Les fondeurs les plus recherchés par les collectionneurs

Les petits bronzes du XVIe et XVIIsiècles ont subi de grosses pertes, notamment à cause des fontes révolutionnaires et les objets de cette époque qui nous sont parvenus proviennent principalement de grands ensembles royaux ou religieux. Les autres statues et statuettes privées, rares, sont conservées dans les plus grands musées : le musée du Louvre en conserve une exceptionnelle collection. Ainsi, lorsqu’une œuvre d’un grand sculpteur de cette époque est acquise sur le marché de l’art, les prix de vente s’envolent comme dans le cas du buste en bronze de Paul Phélypeaux de Pontchartrain par Francesco Bordoni, adjugé 2 400 000 euros à Drouot, par la maison De Baecque et Associés en novembre 2019.

Les bronzes XVIIIe sont également très recherchés par les collectionneurs : autant les petits bronzes statuaires que les bronzes d’ameublement sont encore très appréciés. 
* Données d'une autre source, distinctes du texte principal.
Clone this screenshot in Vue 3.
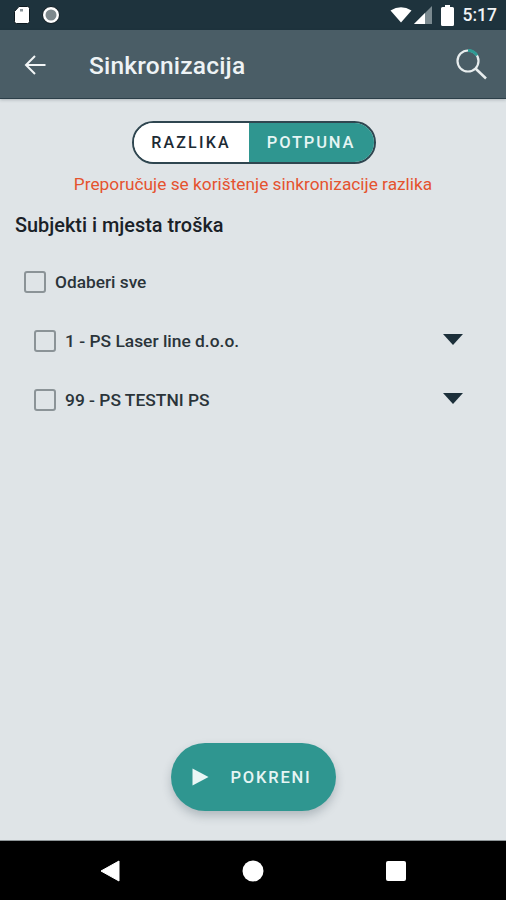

Les bronzes d’édition du XIXe et XXe  siècles sont assez présents sur le marché et selon leur qualité et leur rareté, les prix de vente varient considérablement. Ainsi, un bas-relief signé Barbedienne, représentant quatre nymphes a été adjugé plus de 20 000 euros à Drouot en 2015. Notons également que les collectionneurs anglo-saxons sont très friands des petits bronzes d’édition française.

Enfin, grâce à l’explosion des moyens de reproductibilité technique des œuvres d’art, les copies des bronzes d’édition du XIXe et XXsiècles sont très nombreuses, une expertise du bronze est donc nécessaire avant toute vente afin de tirer le meilleur parti d’un objet qui peut se révéler exceptionnel.